Monday, September 22, 2014

Kings in Exile by Alphonse Daudet (1879)

This is a lesser-known novel by the author. It concerns the deposed royal family of Illyria, which roughly coincides with Dalmatia, which roughly coincides with coastal Croatia today. As is usual in their time, one of the decline and obliteration of minor royalty all over Europe, when revolution comes, the King and Queen and young weakling Prince Zara head for Paris, along with a sizeable part of the court for support. Christian, the monarch, is a devotee of pleasure and has never been particularly comfortable with the more strictured part of his royal role, whereas Frederique, his wife, is as strong as an ox, staunch in her desire to regain power, to uphold what she believes to be their destiny to rule.
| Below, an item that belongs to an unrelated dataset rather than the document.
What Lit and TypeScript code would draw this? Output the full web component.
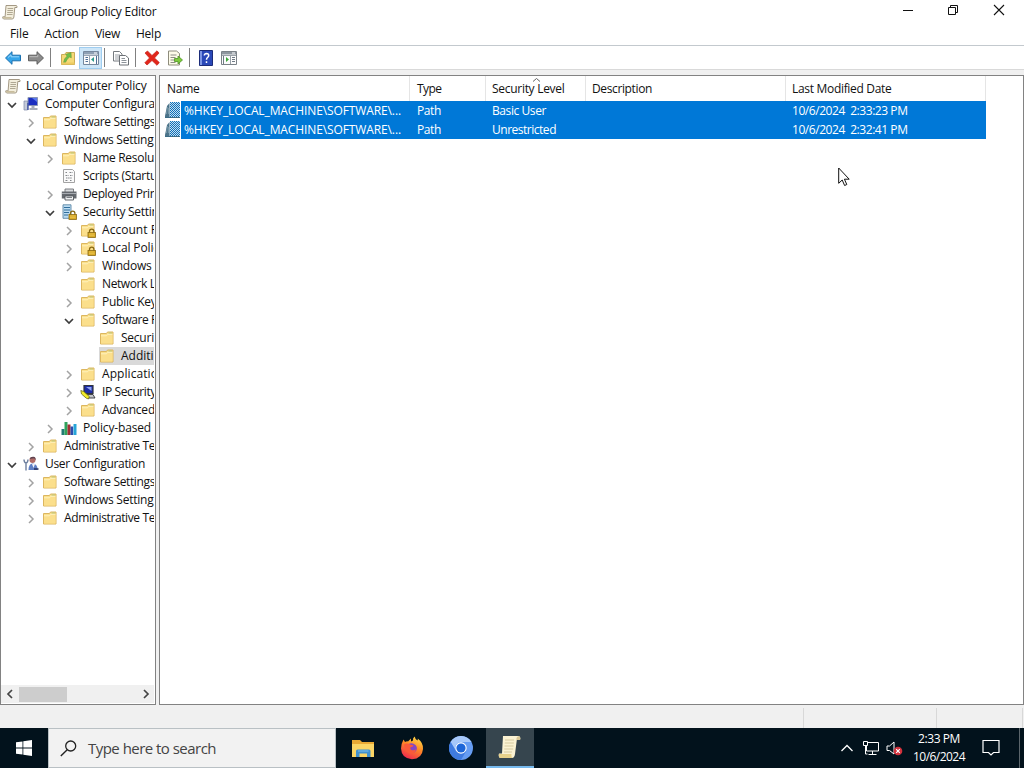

This awkward contrast between their personalities dictates their future. Christian, relieved of the bother of rule, descends quickly into gaming and debt, wine and women. Frederique is at first ignorant of quite how far he's dropped into the mire of Paris. Soon he is selling any aristocratic titles in his gift to all and sundry, simply in order to gain money for his dubious exploits. All of Frederique's grand plans for reinstatement finally go awry when a foolhardy counter-revolution is planned, reluctantly agreed to by Christian. He gets waylaid while journeying to their port of embarkation by a furious mistress who has secretly planned to get him to abdicate by shrouding him in debt from which he can't escape without terrible exposure. This way she and her cronies hope to benefit from his personal wealth which is currently tied up with the crown and maintaining the royal presence and hope. What she doesn't know is that all this rumoured personal wealth is gone. Waylaid by her, he ditheringly fails to join his troop of counter-revolutionaries in an already highly unlikely effort. Vital messages are not communicated at a critical time; the sortie fails miserably, and almost all of the men are killed. Daudet surrounds these central characters and their melancholic struggling lowering fate with a group of self-serving ingrates on the one hand, and a few loyal fervent believers on the other. There is an unusual contrast at work here, between a kind of tragic fated destiny and a species of grimly realised enervation, almost like the author couldn't quite decide to which camp he belonged. Were these people deserving of their fate? For all the uncomfortability of that, this remains a fascinating bitter-melancholic exposure of the regal and the rotten.